> DIRECTION: Transcribe the material exactly. Images do not belong in the copy.

> COLLECTED MATERIAL:
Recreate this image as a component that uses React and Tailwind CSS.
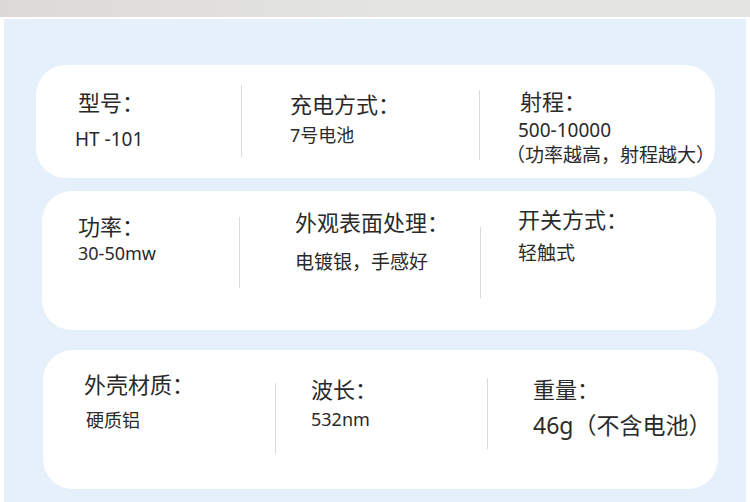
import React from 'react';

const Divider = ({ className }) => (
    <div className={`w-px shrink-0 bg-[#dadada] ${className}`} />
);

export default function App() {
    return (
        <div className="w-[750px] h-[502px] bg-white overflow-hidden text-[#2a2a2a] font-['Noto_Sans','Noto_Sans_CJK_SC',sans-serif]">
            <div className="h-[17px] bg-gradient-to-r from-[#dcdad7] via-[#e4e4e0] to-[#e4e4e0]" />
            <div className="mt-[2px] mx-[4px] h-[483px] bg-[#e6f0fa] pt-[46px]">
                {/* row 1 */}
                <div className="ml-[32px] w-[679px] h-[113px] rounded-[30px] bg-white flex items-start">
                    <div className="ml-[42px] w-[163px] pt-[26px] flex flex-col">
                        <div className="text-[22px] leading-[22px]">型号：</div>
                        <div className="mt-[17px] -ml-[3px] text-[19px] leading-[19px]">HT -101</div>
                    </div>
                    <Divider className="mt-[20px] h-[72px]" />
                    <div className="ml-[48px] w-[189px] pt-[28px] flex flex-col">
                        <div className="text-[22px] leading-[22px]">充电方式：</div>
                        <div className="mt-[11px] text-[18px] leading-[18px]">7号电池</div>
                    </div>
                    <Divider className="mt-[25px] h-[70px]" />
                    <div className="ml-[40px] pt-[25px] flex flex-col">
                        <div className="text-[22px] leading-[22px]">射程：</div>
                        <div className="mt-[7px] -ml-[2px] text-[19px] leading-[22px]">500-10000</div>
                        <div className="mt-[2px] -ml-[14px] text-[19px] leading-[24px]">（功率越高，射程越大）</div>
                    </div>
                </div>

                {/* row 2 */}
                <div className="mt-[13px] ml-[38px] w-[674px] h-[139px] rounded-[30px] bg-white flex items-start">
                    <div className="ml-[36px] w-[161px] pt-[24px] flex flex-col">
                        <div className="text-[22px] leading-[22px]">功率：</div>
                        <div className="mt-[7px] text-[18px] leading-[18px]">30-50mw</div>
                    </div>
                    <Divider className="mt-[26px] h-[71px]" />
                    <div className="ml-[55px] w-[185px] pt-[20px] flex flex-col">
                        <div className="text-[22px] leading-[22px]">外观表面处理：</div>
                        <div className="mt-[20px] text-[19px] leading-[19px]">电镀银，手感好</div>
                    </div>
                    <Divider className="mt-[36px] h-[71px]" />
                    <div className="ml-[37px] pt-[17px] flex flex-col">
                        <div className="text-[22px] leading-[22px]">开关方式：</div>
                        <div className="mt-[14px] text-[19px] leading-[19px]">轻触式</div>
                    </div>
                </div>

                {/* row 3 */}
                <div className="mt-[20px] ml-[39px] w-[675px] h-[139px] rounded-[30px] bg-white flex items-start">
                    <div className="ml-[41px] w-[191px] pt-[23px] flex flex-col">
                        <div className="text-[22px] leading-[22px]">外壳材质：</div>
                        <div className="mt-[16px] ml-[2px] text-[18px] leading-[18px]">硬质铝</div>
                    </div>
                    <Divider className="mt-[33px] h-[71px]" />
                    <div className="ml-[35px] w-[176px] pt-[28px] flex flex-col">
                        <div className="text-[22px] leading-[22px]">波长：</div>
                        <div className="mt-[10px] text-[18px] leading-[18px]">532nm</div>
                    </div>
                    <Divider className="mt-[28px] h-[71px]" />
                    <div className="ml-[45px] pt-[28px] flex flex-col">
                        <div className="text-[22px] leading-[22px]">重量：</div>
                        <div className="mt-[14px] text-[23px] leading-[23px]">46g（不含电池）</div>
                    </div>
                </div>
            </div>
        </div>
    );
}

> REPLY:
Recreate this image as a component that uses React and Tailwind CSS.
import React from 'react';

const Divider = ({ className }) => (
    <div className={`w-px shrink-0 bg-[#dadada] ${className}`} />
);

export default function App() {
    return (
        <div className="w-[750px] h-[502px] bg-white overflow-hidden text-[#2a2a2a] font-['Noto_Sans','Noto_Sans_CJK_SC',sans-serif]">
            <div className="h-[17px] bg-gradient-to-r from-[#dcdad7] via-[#e4e4e0] to-[#e4e4e0]" />
            <div className="mt-[2px] mx-[4px] h-[483px] bg-[#e6f0fa] pt-[46px]">
                {/* row 1 */}
                <div className="ml-[32px] w-[679px] h-[113px] rounded-[30px] bg-white flex items-start">
                    <div className="ml-[42px] w-[163px] pt-[26px] flex flex-col">
                        <div className="text-[22px] leading-[22px]">型号：</div>
                        <div className="mt-[17px] -ml-[3px] text-[19px] leading-[19px]">HT -101</div>
                    </div>
                    <Divider className="mt-[20px] h-[72px]" />
                    <div className="ml-[48px] w-[189px] pt-[28px] flex flex-col">
                        <div className="text-[22px] leading-[22px]">充电方式：</div>
                        <div className="mt-[11px] text-[18px] leading-[18px]">7号电池</div>
                    </div>
                    <Divider className="mt-[25px] h-[70px]" />
                    <div className="ml-[40px] pt-[25px] flex flex-col">
                        <div className="text-[22px] leading-[22px]">射程：</div>
                        <div className="mt-[7px] -ml-[2px] text-[19px] leading-[22px]">500-10000</div>
                        <div className="mt-[2px] -ml-[14px] text-[19px] leading-[24px]">（功率越高，射程越大）</div>
                    </div>
                </div>

                {/* row 2 */}
                <div className="mt-[13px] ml-[38px] w-[674px] h-[139px] rounded-[30px] bg-white flex items-start">
                    <div className="ml-[36px] w-[161px] pt-[24px] flex flex-col">
                        <div className="text-[22px] leading-[22px]">功率：</div>
                        <div className="mt-[7px] text-[18px] leading-[18px]">30-50mw</div>
                    </div>
                    <Divider className="mt-[26px] h-[71px]" />
                    <div className="ml-[55px] w-[185px] pt-[20px] flex flex-col">
                        <div className="text-[22px] leading-[22px]">外观表面处理：</div>
                        <div className="mt-[20px] text-[19px] leading-[19px]">电镀银，手感好</div>
                    </div>
                    <Divider className="mt-[36px] h-[71px]" />
                    <div className="ml-[37px] pt-[17px] flex flex-col">
                        <div className="text-[22px] leading-[22px]">开关方式：</div>
                        <div className="mt-[14px] text-[19px] leading-[19px]">轻触式</div>
                    </div>
                </div>

                {/* row 3 */}
                <div className="mt-[20px] ml-[39px] w-[675px] h-[139px] rounded-[30px] bg-white flex items-start">
                    <div className="ml-[41px] w-[191px] pt-[23px] flex flex-col">
                        <div className="text-[22px] leading-[22px]">外壳材质：</div>
                        <div className="mt-[16px] ml-[2px] text-[18px] leading-[18px]">硬质铝</div>
                    </div>
                    <Divider className="mt-[33px] h-[71px]" />
                    <div className="ml-[35px] w-[176px] pt-[28px] flex flex-col">
                        <div className="text-[22px] leading-[22px]">波长：</div>
                        <div className="mt-[10px] text-[18px] leading-[18px]">532nm</div>
                    </div>
                    <Divider className="mt-[28px] h-[71px]" />
                    <div className="ml-[45px] pt-[28px] flex flex-col">
                        <div className="text-[22px] leading-[22px]">重量：</div>
                        <div className="mt-[14px] text-[23px] leading-[23px]">46g（不含电池）</div>
                    </div>
                </div>
            </div>
        </div>
    );
}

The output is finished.